[start of DATA ROWS]
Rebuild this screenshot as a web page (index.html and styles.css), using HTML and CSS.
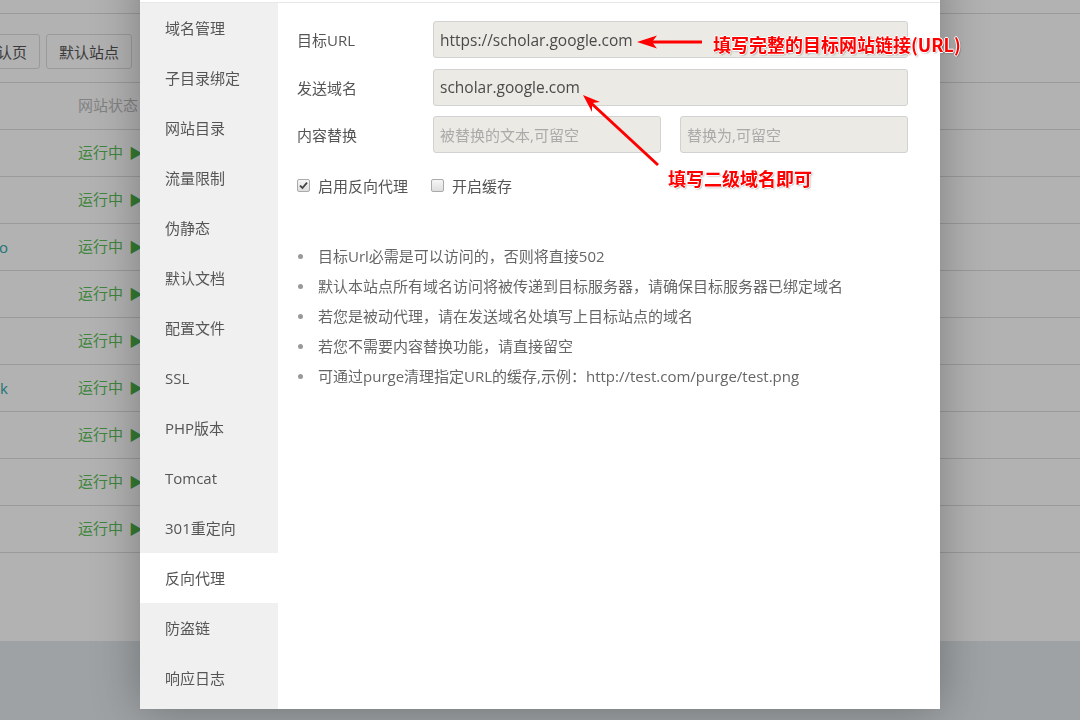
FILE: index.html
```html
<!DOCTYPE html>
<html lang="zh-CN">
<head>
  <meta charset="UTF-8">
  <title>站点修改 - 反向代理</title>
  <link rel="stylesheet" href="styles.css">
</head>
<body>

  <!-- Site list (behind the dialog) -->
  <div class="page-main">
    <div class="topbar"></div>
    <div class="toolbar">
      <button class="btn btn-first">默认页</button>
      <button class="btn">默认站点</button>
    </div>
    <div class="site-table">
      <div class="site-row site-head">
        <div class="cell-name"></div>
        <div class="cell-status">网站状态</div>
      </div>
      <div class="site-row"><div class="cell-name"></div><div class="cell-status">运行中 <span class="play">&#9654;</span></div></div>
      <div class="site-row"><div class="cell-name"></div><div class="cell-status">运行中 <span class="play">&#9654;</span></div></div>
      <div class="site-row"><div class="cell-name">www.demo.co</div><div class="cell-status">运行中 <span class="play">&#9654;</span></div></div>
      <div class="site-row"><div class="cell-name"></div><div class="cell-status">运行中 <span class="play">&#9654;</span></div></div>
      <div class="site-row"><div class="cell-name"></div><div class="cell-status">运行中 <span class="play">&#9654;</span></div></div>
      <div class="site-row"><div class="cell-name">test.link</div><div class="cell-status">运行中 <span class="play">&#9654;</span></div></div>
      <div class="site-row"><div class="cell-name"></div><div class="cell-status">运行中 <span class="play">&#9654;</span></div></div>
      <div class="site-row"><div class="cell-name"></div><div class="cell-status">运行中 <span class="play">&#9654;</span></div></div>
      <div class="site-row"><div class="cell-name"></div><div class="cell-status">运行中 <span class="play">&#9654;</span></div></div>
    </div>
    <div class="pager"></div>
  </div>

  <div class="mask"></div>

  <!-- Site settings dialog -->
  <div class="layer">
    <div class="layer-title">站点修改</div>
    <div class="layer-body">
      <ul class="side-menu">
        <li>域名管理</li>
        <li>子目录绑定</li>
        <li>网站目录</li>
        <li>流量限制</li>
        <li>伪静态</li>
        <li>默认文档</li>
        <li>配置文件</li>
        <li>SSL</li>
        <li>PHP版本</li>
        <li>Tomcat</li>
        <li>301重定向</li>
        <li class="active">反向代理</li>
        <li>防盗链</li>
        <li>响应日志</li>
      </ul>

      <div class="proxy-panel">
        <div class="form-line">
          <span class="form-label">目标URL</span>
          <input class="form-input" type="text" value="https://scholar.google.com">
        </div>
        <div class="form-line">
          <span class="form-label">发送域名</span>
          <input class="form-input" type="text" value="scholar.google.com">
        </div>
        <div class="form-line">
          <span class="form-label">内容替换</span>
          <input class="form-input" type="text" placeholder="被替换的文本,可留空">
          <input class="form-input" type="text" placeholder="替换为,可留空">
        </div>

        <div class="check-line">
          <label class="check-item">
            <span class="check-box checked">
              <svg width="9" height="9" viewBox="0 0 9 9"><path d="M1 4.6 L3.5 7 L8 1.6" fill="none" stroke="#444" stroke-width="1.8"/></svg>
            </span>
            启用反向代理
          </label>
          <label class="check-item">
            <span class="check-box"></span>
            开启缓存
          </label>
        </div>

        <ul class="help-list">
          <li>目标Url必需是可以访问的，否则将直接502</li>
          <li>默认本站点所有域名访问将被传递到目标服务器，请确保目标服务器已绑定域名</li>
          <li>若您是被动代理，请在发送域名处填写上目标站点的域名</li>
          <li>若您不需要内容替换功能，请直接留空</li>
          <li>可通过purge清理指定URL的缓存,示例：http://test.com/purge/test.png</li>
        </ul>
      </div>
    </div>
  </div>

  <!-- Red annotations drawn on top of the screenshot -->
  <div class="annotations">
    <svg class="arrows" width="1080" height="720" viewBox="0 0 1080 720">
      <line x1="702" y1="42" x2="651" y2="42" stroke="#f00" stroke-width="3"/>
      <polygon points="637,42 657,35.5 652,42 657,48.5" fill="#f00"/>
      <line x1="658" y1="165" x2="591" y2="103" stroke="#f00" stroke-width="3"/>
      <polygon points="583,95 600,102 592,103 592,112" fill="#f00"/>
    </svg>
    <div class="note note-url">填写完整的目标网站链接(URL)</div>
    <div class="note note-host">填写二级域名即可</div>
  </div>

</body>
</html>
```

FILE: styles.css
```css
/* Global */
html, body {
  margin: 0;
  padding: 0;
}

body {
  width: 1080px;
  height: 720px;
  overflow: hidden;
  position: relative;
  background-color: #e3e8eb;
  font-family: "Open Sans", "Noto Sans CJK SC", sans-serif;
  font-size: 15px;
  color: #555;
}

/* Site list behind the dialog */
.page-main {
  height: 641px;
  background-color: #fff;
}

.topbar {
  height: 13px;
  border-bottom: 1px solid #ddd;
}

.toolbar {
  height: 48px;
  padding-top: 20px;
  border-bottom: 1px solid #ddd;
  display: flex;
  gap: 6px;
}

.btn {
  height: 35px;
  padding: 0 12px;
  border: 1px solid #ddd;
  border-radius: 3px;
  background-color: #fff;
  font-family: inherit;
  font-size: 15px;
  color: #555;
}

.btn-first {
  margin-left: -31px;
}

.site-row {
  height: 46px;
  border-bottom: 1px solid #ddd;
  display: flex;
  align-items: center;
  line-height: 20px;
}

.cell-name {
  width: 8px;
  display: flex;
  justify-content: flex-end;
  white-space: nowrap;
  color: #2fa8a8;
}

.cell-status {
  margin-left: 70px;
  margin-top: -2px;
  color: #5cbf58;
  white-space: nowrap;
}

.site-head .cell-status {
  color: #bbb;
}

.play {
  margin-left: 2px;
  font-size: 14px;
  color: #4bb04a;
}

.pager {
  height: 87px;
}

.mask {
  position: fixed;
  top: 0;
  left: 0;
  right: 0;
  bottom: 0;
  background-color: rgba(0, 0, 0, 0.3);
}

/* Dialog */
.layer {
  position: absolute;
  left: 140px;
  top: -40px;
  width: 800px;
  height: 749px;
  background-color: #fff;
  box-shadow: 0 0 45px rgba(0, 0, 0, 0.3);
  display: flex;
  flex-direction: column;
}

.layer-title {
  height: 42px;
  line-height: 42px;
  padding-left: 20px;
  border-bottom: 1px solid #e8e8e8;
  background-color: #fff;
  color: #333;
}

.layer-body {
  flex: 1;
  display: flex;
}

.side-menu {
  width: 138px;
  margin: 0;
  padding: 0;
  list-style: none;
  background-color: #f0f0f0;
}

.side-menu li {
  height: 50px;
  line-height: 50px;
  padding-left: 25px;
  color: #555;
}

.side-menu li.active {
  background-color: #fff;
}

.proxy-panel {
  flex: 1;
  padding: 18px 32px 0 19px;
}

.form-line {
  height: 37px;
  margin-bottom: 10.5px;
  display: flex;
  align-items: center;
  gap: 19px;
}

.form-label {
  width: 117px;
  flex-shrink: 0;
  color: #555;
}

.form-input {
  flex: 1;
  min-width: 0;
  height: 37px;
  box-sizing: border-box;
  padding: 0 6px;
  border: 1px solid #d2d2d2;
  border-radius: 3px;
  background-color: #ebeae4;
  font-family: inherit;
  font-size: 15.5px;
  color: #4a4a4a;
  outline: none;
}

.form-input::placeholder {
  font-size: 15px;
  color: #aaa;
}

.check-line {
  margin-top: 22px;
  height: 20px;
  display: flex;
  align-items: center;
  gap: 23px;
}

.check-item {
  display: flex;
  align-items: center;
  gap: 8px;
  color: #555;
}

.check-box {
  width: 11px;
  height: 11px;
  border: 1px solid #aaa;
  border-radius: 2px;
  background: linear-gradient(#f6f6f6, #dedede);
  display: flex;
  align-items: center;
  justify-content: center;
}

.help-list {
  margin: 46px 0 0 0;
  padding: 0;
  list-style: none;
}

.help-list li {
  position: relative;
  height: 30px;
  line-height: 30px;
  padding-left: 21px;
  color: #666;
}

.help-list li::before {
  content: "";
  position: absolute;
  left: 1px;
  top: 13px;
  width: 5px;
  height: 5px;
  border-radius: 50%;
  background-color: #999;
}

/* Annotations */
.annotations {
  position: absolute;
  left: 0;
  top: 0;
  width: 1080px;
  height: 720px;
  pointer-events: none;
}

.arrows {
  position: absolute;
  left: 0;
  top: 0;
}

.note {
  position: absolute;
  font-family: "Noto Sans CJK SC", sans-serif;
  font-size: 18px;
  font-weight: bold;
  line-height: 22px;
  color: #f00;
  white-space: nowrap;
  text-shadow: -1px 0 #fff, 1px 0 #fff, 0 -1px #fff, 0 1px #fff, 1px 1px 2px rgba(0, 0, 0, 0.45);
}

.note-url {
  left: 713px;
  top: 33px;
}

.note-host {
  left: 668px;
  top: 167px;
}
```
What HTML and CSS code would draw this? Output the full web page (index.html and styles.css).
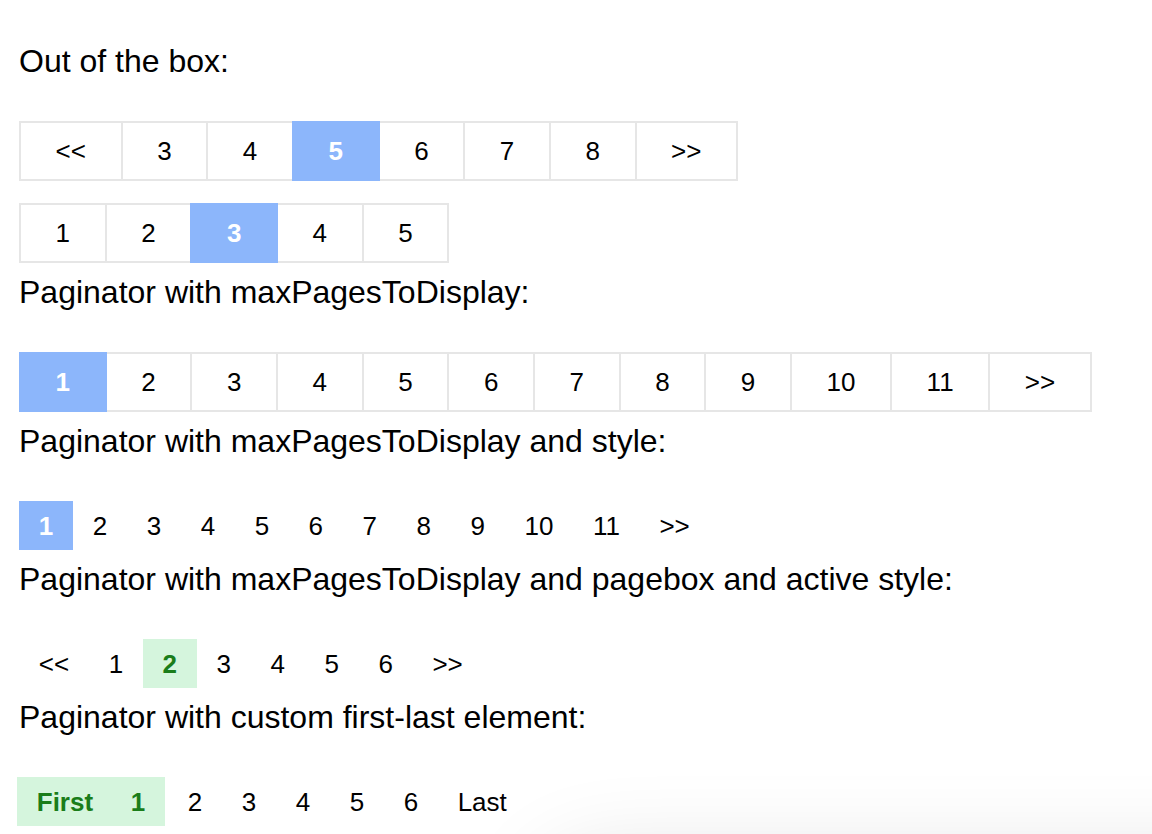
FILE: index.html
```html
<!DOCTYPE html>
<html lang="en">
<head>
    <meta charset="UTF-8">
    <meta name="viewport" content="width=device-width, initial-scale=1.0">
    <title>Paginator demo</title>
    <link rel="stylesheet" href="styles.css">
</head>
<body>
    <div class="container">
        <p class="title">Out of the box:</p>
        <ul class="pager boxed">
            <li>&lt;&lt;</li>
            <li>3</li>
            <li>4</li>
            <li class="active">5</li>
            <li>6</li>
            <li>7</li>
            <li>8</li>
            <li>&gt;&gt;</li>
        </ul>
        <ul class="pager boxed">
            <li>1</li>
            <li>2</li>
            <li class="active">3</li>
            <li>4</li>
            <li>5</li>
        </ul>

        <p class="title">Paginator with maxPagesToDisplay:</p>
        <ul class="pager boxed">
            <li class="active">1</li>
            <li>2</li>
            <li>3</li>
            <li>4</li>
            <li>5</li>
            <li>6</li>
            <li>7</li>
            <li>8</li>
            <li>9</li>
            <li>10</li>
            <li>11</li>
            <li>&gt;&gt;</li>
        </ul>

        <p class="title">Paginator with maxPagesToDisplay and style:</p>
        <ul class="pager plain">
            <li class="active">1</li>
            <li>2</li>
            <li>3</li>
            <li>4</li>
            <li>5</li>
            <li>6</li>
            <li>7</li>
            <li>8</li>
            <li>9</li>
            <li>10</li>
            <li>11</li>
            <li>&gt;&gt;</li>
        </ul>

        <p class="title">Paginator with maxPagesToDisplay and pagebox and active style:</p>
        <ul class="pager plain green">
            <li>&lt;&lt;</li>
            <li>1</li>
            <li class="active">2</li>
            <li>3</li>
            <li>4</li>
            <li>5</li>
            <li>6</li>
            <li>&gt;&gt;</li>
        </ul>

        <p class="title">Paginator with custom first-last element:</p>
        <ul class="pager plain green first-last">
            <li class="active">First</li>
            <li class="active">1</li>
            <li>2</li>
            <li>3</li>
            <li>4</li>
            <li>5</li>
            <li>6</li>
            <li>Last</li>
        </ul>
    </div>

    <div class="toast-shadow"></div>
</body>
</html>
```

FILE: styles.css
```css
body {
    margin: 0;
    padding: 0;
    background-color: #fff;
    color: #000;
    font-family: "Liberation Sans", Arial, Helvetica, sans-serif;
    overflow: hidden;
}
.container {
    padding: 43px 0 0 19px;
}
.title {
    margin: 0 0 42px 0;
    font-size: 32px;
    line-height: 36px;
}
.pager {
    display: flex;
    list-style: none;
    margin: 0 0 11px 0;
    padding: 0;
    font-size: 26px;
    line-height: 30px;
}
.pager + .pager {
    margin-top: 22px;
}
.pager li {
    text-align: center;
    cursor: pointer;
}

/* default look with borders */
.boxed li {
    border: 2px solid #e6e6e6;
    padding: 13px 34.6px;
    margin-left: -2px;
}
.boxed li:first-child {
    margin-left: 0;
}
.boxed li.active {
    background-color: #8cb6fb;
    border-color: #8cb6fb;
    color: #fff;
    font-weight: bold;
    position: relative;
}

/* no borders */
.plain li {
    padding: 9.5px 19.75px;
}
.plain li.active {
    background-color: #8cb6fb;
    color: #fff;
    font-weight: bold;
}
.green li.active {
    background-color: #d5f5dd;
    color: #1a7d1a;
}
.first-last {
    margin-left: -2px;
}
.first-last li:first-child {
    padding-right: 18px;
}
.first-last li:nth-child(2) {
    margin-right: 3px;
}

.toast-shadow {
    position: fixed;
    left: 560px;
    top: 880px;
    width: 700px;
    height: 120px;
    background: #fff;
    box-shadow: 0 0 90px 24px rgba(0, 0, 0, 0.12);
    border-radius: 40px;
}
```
[end of DATA ROWS]
TO DO
Using the records above, select and copy every line that has the word "screenshot".

COMPLETE ANSWER
Rebuild this screenshot as a web page (index.html and styles.css), using HTML and CSS.
  <!-- Red annotations drawn on top of the screenshot -->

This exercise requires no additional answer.